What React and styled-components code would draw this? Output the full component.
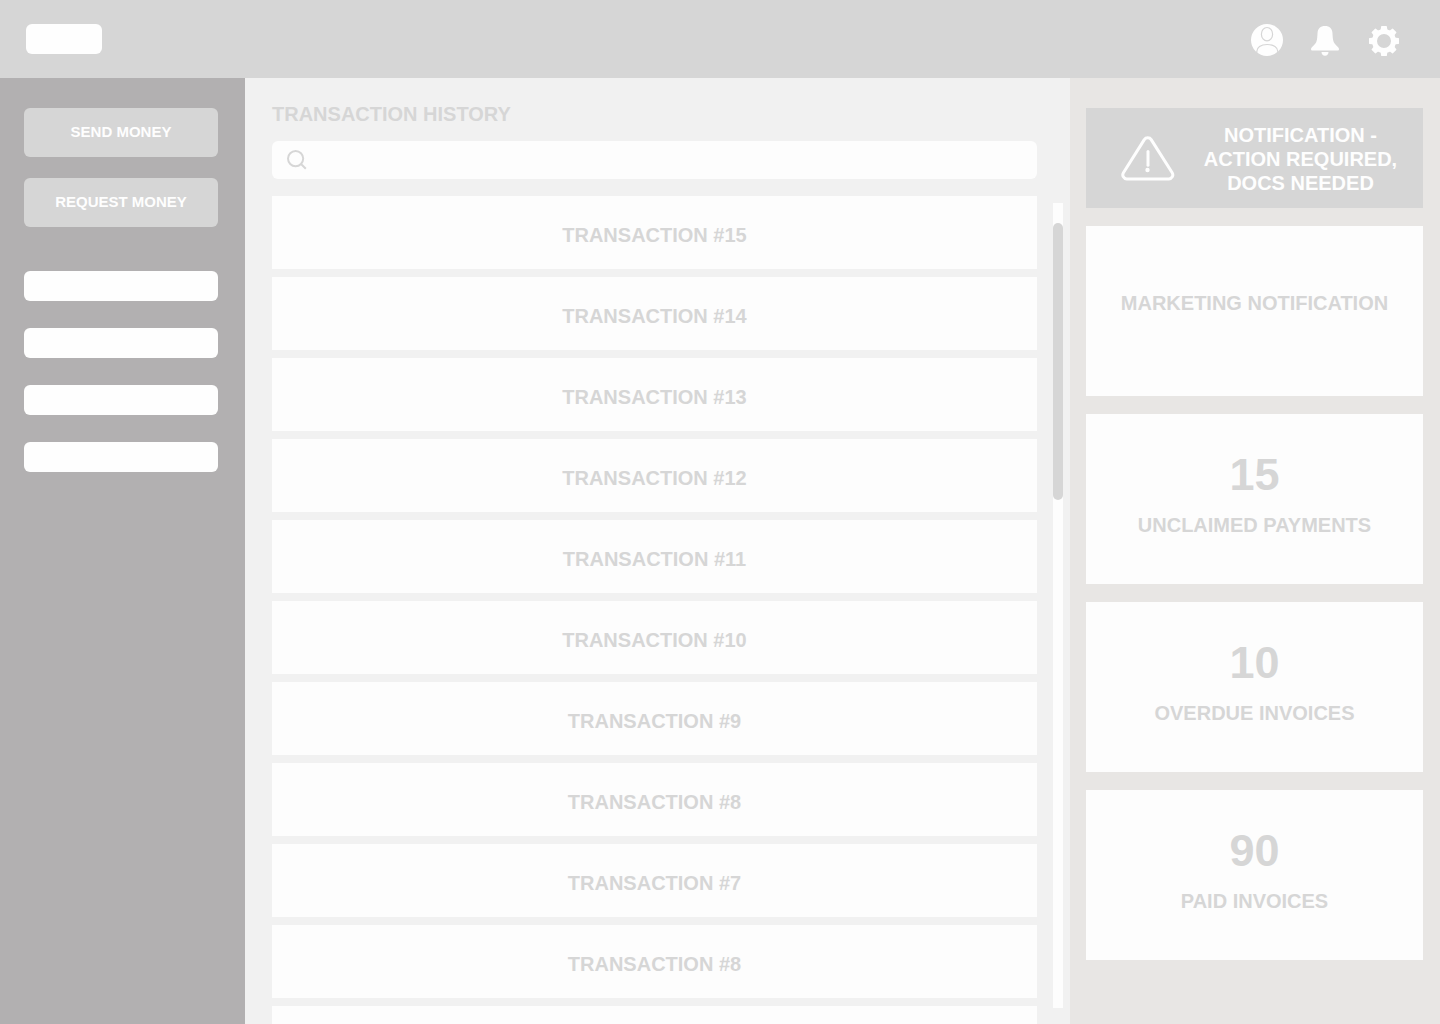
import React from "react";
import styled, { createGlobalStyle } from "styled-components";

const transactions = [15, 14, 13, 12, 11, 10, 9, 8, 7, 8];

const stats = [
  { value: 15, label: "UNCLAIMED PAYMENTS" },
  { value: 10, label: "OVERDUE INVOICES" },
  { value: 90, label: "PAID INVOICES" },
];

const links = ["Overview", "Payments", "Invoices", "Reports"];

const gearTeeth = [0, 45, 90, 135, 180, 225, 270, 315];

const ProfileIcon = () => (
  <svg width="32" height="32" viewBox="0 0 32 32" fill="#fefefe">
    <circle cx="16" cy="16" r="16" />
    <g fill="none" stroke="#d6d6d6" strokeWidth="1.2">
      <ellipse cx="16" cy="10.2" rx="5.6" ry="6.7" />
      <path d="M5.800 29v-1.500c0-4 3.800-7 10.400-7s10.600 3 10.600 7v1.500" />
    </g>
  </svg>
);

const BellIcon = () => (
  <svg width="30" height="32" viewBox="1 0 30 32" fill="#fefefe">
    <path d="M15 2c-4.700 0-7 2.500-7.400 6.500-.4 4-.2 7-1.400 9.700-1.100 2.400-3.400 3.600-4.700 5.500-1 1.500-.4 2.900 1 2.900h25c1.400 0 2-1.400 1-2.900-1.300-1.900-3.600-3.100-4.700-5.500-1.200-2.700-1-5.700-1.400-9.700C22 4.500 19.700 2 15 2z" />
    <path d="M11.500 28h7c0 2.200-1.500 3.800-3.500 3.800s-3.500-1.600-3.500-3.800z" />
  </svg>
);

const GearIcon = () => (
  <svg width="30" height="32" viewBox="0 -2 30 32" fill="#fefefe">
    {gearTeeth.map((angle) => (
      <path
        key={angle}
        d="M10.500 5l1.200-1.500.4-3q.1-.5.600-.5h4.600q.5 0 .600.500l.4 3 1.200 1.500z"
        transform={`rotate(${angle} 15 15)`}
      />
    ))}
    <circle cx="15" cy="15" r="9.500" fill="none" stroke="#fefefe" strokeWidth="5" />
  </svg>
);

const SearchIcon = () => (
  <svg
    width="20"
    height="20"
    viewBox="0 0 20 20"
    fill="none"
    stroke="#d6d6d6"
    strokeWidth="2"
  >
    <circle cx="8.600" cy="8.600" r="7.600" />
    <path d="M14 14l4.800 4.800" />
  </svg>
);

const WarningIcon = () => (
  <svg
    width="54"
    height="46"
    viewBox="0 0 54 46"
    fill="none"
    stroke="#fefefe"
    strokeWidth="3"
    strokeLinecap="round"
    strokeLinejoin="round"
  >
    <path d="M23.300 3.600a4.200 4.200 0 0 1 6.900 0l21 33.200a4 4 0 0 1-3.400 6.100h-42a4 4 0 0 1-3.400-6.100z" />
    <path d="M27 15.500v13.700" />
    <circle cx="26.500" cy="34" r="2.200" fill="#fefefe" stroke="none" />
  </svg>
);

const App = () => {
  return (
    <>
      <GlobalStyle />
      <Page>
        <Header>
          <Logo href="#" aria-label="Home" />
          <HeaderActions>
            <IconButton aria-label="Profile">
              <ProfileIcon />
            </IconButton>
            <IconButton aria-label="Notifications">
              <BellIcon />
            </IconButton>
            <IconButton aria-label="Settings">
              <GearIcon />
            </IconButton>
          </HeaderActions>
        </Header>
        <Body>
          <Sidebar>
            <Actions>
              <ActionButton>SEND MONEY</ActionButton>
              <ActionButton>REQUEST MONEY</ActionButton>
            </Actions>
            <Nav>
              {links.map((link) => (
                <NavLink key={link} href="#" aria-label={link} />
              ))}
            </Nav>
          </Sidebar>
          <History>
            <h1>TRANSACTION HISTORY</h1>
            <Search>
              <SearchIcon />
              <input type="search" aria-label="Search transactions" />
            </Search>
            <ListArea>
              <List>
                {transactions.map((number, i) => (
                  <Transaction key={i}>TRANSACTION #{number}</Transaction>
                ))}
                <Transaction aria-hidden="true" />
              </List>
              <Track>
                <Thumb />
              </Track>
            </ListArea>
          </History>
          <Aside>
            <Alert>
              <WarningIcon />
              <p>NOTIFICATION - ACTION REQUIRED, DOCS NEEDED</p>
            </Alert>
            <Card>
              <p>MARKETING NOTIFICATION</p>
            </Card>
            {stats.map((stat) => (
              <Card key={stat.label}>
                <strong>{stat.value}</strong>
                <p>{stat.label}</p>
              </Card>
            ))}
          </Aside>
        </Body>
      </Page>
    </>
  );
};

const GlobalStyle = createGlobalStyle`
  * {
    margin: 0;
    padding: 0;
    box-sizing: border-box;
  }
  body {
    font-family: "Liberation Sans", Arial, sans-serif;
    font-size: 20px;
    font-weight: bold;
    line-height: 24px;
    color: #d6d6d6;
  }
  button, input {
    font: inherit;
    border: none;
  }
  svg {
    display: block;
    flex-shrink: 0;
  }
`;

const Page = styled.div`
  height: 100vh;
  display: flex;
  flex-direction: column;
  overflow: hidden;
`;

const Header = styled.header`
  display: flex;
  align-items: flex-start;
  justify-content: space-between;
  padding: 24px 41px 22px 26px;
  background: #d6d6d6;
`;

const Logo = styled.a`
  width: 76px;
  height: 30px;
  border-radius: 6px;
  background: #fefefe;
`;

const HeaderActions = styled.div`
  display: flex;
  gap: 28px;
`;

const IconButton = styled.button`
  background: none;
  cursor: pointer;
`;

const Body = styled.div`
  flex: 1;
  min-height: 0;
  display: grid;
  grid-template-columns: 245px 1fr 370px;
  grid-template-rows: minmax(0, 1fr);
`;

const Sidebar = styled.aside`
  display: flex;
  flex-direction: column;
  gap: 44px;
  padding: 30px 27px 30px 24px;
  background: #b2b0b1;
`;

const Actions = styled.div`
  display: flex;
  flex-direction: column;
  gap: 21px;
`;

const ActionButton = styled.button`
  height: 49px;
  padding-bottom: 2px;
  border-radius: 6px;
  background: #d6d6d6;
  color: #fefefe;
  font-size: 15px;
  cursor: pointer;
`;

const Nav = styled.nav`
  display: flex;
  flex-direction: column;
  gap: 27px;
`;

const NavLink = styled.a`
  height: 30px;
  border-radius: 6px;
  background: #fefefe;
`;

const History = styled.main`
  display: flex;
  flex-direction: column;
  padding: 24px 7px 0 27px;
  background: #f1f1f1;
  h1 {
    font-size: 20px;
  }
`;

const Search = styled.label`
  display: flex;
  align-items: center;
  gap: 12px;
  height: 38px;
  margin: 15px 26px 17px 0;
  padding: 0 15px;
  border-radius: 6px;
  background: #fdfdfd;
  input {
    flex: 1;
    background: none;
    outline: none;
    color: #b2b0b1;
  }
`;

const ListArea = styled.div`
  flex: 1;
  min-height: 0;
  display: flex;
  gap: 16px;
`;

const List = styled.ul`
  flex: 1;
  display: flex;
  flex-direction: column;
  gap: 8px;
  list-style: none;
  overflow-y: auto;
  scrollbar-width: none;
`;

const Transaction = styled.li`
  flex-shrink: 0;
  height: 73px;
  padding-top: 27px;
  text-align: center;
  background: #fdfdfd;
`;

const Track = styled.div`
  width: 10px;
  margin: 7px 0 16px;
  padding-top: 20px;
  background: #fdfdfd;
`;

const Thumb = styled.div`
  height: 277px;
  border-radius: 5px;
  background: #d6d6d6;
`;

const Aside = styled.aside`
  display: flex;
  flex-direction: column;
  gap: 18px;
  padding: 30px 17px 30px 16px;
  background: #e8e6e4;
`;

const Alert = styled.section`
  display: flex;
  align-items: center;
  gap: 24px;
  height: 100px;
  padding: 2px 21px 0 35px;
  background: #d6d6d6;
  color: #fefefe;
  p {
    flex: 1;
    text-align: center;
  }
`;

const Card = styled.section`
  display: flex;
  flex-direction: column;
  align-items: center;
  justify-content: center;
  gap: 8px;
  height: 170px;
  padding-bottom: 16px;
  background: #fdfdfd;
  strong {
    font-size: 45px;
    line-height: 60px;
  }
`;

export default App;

************

[YOUR INSTRUCTIONS]: Give a single number: the count of lines above that include the word "React".

[EXERCISE ANSWER]: 2